#### GOAL OF THE EXERCISE
Check each line of the data for "page" and select those that have it.

#### GIVEN DATA
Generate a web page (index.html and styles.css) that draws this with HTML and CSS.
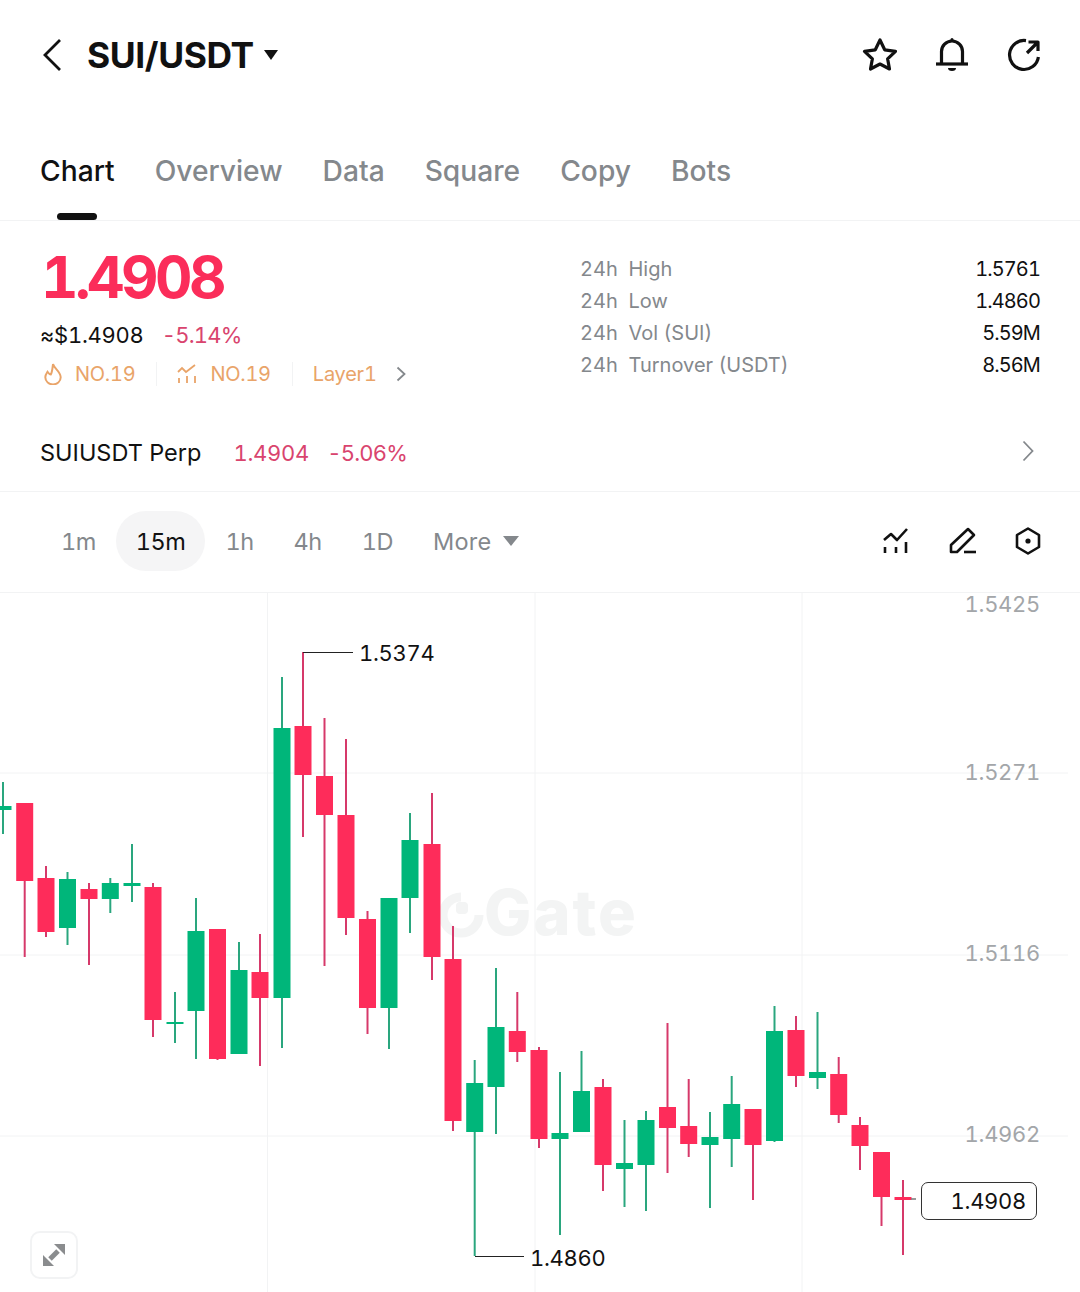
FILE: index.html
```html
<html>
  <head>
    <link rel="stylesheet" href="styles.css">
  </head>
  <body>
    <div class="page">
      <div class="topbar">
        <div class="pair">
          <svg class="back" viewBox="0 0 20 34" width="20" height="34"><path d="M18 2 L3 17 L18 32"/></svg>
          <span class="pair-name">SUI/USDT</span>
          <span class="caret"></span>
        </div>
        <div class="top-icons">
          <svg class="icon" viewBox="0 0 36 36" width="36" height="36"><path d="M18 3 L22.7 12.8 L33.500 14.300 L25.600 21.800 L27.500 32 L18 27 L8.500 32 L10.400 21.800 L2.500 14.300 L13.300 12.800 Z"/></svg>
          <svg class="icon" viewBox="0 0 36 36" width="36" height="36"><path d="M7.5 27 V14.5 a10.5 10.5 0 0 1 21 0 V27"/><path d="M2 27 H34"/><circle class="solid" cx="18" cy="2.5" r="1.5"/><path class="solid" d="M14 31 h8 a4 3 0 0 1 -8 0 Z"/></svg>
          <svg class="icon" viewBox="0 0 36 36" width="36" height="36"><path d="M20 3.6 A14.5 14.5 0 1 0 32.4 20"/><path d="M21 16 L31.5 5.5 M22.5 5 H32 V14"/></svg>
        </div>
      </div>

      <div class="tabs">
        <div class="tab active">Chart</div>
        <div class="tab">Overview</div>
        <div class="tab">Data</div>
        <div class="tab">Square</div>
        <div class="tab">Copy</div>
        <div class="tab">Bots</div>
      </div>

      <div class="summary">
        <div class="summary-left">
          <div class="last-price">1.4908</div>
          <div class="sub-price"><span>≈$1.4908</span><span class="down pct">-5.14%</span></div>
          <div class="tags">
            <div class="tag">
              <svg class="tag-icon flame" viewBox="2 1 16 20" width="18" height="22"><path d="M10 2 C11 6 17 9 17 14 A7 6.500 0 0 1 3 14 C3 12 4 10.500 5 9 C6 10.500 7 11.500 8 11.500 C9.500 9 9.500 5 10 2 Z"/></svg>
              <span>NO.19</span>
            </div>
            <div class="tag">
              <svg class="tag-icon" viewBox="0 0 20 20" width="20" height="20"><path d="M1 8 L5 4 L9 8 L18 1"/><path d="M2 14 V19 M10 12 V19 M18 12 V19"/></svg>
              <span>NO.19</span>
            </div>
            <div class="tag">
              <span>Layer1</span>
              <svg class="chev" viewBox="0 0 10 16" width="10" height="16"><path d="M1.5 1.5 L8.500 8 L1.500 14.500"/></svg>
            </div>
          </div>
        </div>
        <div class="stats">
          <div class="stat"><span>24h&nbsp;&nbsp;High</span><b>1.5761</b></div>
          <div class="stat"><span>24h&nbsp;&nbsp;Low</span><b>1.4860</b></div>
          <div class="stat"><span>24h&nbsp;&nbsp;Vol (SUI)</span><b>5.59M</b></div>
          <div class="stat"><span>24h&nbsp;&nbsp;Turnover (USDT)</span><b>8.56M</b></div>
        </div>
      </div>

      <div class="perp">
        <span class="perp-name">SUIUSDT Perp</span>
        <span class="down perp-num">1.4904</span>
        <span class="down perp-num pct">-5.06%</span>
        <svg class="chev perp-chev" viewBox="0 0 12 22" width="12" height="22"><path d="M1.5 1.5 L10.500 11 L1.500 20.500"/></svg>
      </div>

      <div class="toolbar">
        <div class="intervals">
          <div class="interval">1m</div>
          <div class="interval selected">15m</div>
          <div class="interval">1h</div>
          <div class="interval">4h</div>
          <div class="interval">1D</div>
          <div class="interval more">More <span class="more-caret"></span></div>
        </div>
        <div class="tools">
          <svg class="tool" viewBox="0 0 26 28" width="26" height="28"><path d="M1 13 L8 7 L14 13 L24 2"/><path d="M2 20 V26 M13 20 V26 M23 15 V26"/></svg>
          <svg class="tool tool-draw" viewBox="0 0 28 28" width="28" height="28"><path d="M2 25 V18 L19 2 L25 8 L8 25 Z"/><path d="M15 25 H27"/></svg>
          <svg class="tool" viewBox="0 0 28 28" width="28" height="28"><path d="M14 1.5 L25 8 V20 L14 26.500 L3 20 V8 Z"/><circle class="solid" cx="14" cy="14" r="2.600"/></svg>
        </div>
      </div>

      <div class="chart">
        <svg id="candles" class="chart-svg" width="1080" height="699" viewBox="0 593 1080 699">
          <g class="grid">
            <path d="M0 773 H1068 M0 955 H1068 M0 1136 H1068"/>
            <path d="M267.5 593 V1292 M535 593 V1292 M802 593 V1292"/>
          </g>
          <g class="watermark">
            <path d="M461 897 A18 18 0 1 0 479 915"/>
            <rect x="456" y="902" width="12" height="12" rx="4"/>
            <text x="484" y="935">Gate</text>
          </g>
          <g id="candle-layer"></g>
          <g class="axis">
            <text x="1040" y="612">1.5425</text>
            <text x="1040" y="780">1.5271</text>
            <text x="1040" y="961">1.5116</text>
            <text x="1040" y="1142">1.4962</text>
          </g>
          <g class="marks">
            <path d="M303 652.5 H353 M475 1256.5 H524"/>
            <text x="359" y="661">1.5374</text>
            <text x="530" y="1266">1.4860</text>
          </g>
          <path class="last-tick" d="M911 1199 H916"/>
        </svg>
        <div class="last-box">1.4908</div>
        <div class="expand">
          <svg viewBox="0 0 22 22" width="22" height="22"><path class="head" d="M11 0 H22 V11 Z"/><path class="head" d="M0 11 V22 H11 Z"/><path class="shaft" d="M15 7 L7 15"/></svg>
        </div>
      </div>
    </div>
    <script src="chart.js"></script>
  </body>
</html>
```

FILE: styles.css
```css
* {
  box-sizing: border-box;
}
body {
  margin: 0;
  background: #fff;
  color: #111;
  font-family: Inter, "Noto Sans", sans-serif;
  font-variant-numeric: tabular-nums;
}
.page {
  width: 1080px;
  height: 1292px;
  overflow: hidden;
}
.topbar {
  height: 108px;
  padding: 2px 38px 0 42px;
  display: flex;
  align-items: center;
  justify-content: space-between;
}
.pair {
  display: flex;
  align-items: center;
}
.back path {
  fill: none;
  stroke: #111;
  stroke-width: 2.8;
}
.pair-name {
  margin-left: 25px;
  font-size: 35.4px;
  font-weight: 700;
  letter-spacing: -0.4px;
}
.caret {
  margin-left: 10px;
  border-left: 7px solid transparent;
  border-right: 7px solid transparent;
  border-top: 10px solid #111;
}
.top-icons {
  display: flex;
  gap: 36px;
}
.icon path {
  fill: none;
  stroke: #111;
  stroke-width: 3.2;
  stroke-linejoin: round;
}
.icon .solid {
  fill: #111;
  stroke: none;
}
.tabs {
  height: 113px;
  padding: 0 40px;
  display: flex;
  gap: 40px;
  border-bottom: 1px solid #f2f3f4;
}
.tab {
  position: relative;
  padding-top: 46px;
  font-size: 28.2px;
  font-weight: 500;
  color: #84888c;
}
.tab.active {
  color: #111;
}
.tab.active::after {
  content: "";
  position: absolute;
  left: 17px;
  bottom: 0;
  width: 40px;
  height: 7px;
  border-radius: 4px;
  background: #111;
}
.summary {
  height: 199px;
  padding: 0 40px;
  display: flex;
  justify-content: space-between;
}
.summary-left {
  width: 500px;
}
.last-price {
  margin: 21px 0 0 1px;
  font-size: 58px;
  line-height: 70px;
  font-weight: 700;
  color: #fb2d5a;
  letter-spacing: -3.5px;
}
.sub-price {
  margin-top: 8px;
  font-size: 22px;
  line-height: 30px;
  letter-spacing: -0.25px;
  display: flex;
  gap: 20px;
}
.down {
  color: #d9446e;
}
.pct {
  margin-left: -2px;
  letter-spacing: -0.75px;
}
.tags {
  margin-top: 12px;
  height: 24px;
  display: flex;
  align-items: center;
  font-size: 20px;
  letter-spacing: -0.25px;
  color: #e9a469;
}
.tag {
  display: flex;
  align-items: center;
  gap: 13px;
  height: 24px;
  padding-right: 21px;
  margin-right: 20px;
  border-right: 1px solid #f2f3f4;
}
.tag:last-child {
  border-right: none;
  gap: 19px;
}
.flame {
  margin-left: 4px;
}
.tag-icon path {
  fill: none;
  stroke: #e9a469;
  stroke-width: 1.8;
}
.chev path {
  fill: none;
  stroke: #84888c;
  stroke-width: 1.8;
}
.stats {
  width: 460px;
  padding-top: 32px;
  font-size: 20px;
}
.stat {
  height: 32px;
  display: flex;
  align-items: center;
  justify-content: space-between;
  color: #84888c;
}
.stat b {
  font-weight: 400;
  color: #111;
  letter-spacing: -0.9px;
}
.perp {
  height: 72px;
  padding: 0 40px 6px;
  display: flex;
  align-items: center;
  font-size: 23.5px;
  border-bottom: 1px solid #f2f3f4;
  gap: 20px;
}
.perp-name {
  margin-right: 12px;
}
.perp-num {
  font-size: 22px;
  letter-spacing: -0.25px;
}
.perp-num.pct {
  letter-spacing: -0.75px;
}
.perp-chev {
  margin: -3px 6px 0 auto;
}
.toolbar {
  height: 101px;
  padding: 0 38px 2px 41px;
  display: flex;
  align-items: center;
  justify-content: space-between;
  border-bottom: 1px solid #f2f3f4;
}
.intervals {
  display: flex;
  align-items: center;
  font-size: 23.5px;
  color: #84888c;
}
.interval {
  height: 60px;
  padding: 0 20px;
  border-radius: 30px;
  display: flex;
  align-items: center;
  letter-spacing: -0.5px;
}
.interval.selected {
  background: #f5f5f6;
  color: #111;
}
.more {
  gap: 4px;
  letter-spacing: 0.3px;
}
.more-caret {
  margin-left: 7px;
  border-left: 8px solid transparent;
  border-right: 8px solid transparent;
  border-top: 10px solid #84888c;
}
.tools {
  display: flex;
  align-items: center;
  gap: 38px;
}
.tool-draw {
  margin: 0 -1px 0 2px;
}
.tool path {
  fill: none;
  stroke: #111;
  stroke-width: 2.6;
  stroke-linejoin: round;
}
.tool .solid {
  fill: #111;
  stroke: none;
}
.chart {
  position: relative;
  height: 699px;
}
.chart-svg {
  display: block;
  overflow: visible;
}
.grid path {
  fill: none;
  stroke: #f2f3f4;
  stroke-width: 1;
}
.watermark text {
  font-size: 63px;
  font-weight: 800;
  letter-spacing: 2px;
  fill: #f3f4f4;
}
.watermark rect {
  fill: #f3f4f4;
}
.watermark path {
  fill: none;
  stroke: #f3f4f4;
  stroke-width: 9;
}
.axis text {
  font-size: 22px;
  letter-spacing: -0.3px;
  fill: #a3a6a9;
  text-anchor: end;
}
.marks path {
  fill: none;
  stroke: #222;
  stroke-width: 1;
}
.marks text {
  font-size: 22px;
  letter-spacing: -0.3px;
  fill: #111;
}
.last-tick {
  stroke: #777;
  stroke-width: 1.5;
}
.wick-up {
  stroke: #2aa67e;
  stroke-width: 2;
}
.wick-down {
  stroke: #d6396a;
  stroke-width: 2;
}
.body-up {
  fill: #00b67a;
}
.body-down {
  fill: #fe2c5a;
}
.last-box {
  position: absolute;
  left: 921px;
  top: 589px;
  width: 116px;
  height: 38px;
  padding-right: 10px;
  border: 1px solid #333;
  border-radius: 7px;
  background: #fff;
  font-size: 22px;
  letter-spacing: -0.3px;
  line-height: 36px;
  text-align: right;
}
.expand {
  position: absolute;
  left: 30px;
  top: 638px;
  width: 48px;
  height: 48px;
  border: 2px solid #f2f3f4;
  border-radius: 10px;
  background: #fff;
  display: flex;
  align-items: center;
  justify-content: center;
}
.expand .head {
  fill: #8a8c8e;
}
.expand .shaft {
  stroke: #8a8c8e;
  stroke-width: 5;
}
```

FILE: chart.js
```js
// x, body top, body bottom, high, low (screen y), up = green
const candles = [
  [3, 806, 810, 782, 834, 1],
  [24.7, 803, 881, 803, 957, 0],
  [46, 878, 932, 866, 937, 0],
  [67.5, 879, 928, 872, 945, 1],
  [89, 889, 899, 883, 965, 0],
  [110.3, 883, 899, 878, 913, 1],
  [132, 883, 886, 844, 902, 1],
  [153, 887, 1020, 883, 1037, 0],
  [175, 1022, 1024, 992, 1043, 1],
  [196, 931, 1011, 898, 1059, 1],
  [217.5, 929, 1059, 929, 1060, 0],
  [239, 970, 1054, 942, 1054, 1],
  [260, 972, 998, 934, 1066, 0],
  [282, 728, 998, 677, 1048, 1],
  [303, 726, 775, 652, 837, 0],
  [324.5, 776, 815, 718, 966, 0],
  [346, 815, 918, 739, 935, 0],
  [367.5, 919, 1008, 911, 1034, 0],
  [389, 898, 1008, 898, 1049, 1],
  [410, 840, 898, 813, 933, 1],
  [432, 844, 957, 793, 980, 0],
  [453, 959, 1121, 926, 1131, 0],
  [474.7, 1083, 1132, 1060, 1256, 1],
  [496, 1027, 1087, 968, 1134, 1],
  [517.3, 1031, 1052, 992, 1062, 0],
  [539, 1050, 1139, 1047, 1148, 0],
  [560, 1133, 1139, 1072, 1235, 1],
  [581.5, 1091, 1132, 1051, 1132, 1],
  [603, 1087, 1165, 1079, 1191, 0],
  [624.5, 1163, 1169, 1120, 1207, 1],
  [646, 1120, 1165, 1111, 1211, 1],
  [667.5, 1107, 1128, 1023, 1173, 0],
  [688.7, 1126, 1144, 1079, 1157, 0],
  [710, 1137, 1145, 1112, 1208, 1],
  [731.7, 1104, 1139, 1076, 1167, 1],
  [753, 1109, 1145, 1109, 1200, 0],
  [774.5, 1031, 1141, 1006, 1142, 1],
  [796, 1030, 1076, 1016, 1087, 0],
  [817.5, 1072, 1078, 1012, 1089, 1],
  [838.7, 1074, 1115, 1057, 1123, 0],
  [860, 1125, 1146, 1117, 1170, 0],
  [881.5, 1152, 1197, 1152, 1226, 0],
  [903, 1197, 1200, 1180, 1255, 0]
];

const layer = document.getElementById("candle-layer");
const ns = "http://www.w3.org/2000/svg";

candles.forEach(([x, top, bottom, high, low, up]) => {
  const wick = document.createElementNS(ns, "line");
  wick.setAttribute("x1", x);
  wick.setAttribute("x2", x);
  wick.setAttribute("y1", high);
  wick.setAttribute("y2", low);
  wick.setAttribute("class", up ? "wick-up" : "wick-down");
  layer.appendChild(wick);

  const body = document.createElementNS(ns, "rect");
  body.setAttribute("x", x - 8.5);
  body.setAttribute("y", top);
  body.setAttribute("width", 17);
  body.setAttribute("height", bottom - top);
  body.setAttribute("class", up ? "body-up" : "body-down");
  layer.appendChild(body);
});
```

#### ANSWER FOR THE TASK
Generate a web page (index.html and styles.css) that draws this with HTML and CSS.
    <div class="page">
.page {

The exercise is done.